PROMPT = Exclude pictures. Extract exactly the lines from the one that contains "Generate a component" down to the one that contains "const navLinks = ['Students", both included.

RECORDS SHOWN =
————————
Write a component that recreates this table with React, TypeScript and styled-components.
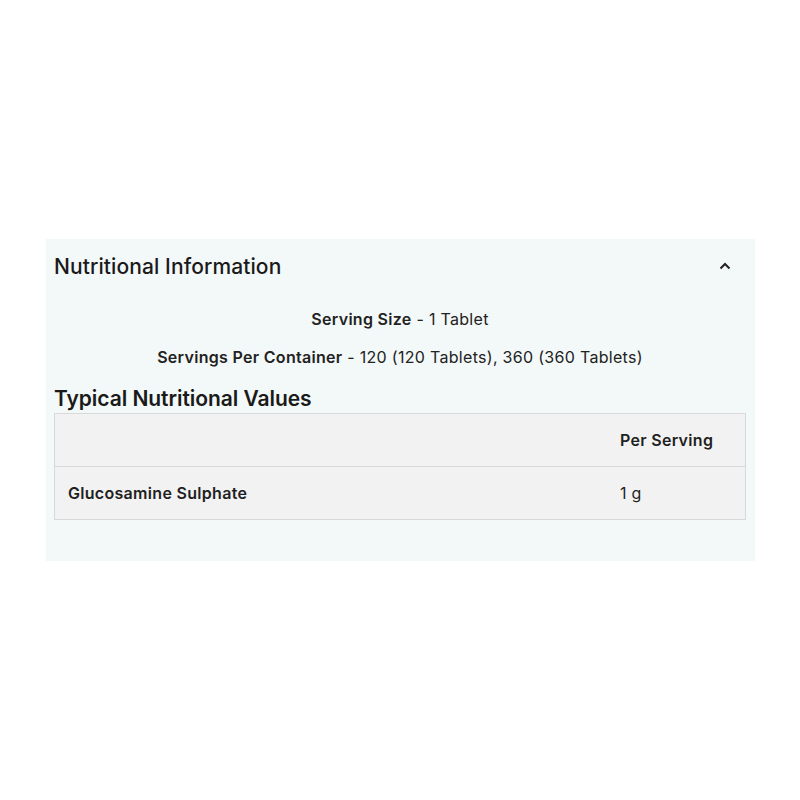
import React from "react";
import styled, { createGlobalStyle } from "styled-components";

const Global = createGlobalStyle`
  html, body { margin: 0; padding: 0; background: #ffffff; }
  body { font-family: "Inter", "Lato", sans-serif; color: #1c1c1c; }
`;

const Page = styled.div`
  width: 800px;
  height: 800px;
  display: flex;
  flex-direction: column;
  padding-top: 239px;
  box-sizing: border-box;
`;

const Panel = styled.section`
  margin-left: 46px;
  width: 709px;
  background: #f3f8f8;
  padding: 0 9px 41px 8px;
  box-sizing: border-box;
`;

const Header = styled.div`
  display: flex;
  align-items: center;
  justify-content: space-between;
  height: 54px;
`;

const Title = styled.h2`
  margin: 0;
  font-size: 21px;
  font-weight: 500;
  letter-spacing: 0.1px;
  color: #1a1a1a;
`;

const Toggle = styled.button`
  border: 0;
  background: transparent;
  padding: 0;
  margin-right: 13px;
  width: 16px;
  height: 16px;
  display: flex;
  align-items: center;
  justify-content: center;
  color: #222;
`;

const InfoLine = styled.p`
  margin: 0;
  text-align: center;
  font-size: 16px;
  line-height: 20px;
  letter-spacing: 0.3px;
  color: #222;
  & + & { margin-top: 18px; }
  &:first-of-type { margin-top: 16px; }
  b { font-weight: 600; }
`;

const SubTitle = styled.h3`
  margin: 20px 0 0 0;
  font-size: 21px;
  line-height: 24px;
  font-weight: 600;
  letter-spacing: -0.05px;
  color: #1a1a1a;
`;

const Table = styled.div`
  margin-top: 2px;
  border: 1px solid #d9d9d9;
  background: #f2f2f2;
`;

const Row = styled.div<{ $last?: boolean }>`
  display: grid;
  grid-template-columns: 1fr 138px;
  height: 52px;
  align-items: center;
  border-bottom: ${(p) => (p.$last ? "none" : "1px solid #d9d9d9")};
`;

const Cell = styled.div<{ $strong?: boolean }>`
  padding-left: 13px;
  font-size: 16px;
  letter-spacing: 0.3px;
  font-weight: ${(p) => (p.$strong ? 600 : 400)};
  color: #1f1f1f;
`;

export default function App() {
  return (
    <>
      <Global />
      <Page>
        <Panel>
          <Header>
            <Title>Nutritional Information</Title>
            <Toggle aria-label="collapse">
              <svg width="12" height="8" viewBox="0 0 12 8" fill="none">
                <path d="M1.5 6.5 L6 2 L10.5 6.5" stroke="#222" strokeWidth="2" />
              </svg>
            </Toggle>
          </Header>
          <InfoLine>
            <b>Serving Size</b> - 1 Tablet
          </InfoLine>
          <InfoLine>
            <b>Servings Per Container</b> - 120 (120 Tablets), 360 (360 Tablets)
          </InfoLine>
          <SubTitle>Typical Nutritional Values</SubTitle>
          <Table>
            <Row>
              <Cell />
              <Cell $strong>Per Serving</Cell>
            </Row>
            <Row $last>
              <Cell $strong>Glucosamine Sulphate</Cell>
              <Cell>1 g</Cell>
            </Row>
          </Table>
        </Panel>
      </Page>
    </>
  );
}
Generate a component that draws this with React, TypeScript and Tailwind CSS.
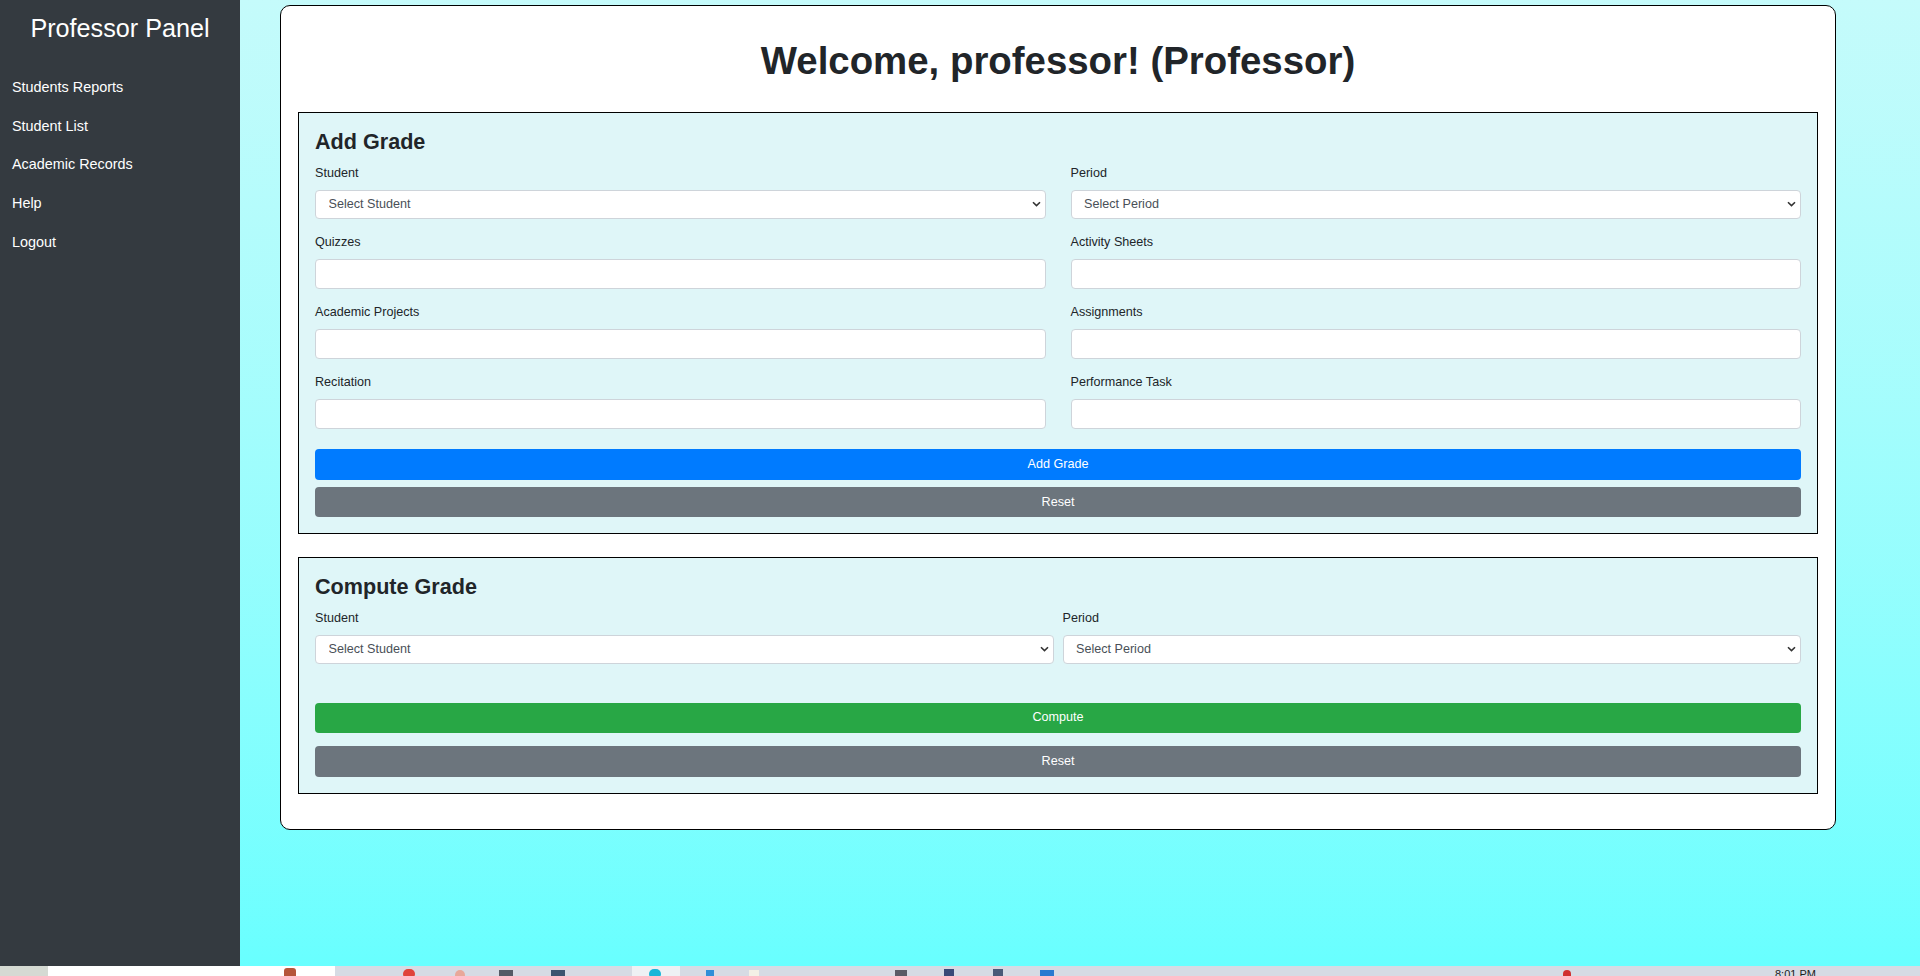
import React from 'react';

const navLinks = ['Students Reports', 'Student List', 'Academic Records', 'Help', 'Logout'];

function Chevron() {
  return (
    <svg
      className="pointer-events-none absolute right-[5px] top-1/2 -translate-y-1/2"
      width="9"
      height="6"
      viewBox="0 0 9 6"
      fill="none"
    >
      <path d="M1 1.2 L4.5 4.6 L8 1.2" stroke="#333" strokeWidth="1.6" />
    </svg>
  );
}

function SelectField({ label, placeholder }: { label: string; placeholder: string }) {
  return (
    <div className="flex flex-col">
      <label className="text-[12.6px] leading-[19px] mb-[7px] text-[#212529]">{label}</label>
      <div className="relative">
        <select
          defaultValue=""
          className="appearance-none w-full h-[29px] bg-white border border-[#ced4da] rounded-[4px] pl-[12.5px] pr-6 text-[12.6px] text-[#495057] outline-none"
        >
          <option value="">{placeholder}</option>
        </select>
        <Chevron />
      </div>
    </div>
  );
}

function InputField({ label }: { label: string }) {
  return (
    <div className="flex flex-col">
      <label className="text-[12.6px] leading-[19px] mb-[7px] text-[#212529]">{label}</label>
      <input
        type="text"
        className="w-full h-[30px] bg-white border border-[#ced4da] rounded-[4px] px-[12px] text-[12.6px] text-[#495057] outline-none"
      />
    </div>
  );
}

function Btn({ color, children, h }: { color: string; children: React.ReactNode; h: string }) {
  return (
    <button className={`w-full ${h} ${color} rounded-[4px] text-white text-[12.6px] flex items-center justify-center`}>
      {children}
    </button>
  );
}

export default function App() {
  return (
    <div className="w-full h-[976px] flex flex-col overflow-hidden font-['Liberation_Sans',Arial,sans-serif]">
      <div className="flex h-[966px]">
        {/* sidebar */}
        <aside className="w-[240px] shrink-0 bg-[#343a40] text-white">
          <h3 className="text-center text-[25.2px] leading-[30px] pt-[13px] mb-[25px]">Professor Panel</h3>
          <nav className="flex flex-col">
            {navLinks.map((l) => (
              <a key={l} href="#" className="block pl-[12px] text-[14.4px] leading-[21.6px] py-[8.65px] text-white">
                {l}
              </a>
            ))}
          </nav>
        </aside>

        {/* main */}
        <main className="flex-1 bg-linear-to-b from-[#c5fbfb] to-[#68ffff] pl-[40px] pt-[5px]">
          <div className="w-[1556px] bg-white border border-black rounded-[10px] px-[17px] pt-[32px] pb-[35px]">
            <h1 className="text-center font-bold text-[38.4px] leading-[46px] text-[#212529] mb-[28px]">
              Welcome, professor! (Professor)
            </h1>

            <section className="border border-black bg-[#dff6f8] px-[16px] pt-[16px] pb-[16px]">
              <h4 className="font-bold text-[21.6px] leading-[26px] mb-[8.5px] text-[#212529]">Add Grade</h4>
              <div className="grid grid-cols-2 gap-x-[25px] gap-y-[14px]">
                <SelectField label="Student" placeholder="Select Student" />
                <SelectField label="Period" placeholder="Select Period" />
                <InputField label="Quizzes" />
                <InputField label="Activity Sheets" />
                <InputField label="Academic Projects" />
                <InputField label="Assignments" />
                <InputField label="Recitation" />
                <InputField label="Performance Task" />
              </div>
              <div className="mt-[20.5px] flex flex-col gap-[7px]">
                <Btn color="bg-[#007bff]" h="h-[31px]">Add Grade</Btn>
                <Btn color="bg-[#6c757d]" h="h-[30px]">Reset</Btn>
              </div>
            </section>

            <section className="mt-[23px] border border-black bg-[#dff6f8] px-[16px] pt-[16px] pb-[16px]">
              <h4 className="font-bold text-[21.6px] leading-[26px] mb-[8.5px] text-[#212529]">Compute Grade</h4>
              <div className="grid grid-cols-2 gap-x-[9px]">
                <SelectField label="Student" placeholder="Select Student" />
                <SelectField label="Period" placeholder="Select Period" />
              </div>
              <div className="mt-[39px] flex flex-col gap-[13.5px]">
                <Btn color="bg-[#28a745]" h="h-[30px]">Compute</Btn>
                <Btn color="bg-[#6c757d]" h="h-[30.5px]">Reset</Btn>
              </div>
            </section>
          </div>
        </main>
      </div>

      {/* taskbar strip at the bottom */}
      <div className="h-[10px] flex bg-[#d6dbe4] relative overflow-hidden">
        <div className="w-[48px] bg-[#d5dad3]" />
        <div className="w-[287px] bg-white relative">
          <span className="absolute left-[236px] top-[2px] w-[12px] h-[10px] bg-[#b5553a] rounded-t-[3px]" />
        </div>
        <span className="absolute left-[403px] top-[3px] w-[12px] h-[10px] rounded-full bg-[#e0443a]" />
        <span className="absolute left-[455px] top-[4px] w-[10px] h-[10px] rounded-full bg-[#e8a89a]" />
        <span className="absolute left-[499px] top-[4px] w-[14px] h-[10px] bg-[#555b66]" />
        <span className="absolute left-[551px] top-[4px] w-[14px] h-[10px] bg-[#3c5570]" />
        <span className="absolute left-[632px] top-0 w-[48px] h-[10px] bg-[#eef1f4]" />
        <span className="absolute left-[649px] top-[3px] w-[12px] h-[10px] rounded-full bg-[#19b6d8]" />
        <span className="absolute left-[706px] top-[4px] w-[8px] h-[10px] bg-[#2f8fd8]" />
        <span className="absolute left-[749px] top-[4px] w-[10px] h-[10px] bg-[#f3f0e6]" />
        <span className="absolute left-[895px] top-[4px] w-[12px] h-[10px] bg-[#5b5b66]" />
        <span className="absolute left-[944px] top-[3px] w-[10px] h-[10px] bg-[#3a4a78]" />
        <span className="absolute left-[993px] top-[3px] w-[10px] h-[10px] bg-[#4a5a78]" />
        <span className="absolute left-[1040px] top-[4px] w-[14px] h-[10px] bg-[#2a7ad0]" />
        <span className="absolute left-[1563px] top-[4px] w-[8px] h-[10px] rounded-full bg-[#d03030]" />
        <span className="absolute left-[1775px] top-[2px] text-[11px] leading-[12px] text-[#222]">8:01 PM</span>
      </div>
    </div>
  );
}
————————
RESULT =
Generate a component that draws this with React, TypeScript and Tailwind CSS.
import React from 'react';

const navLinks = ['Students Reports', 'Student List', 'Academic Records', 'Help', 'Logout'];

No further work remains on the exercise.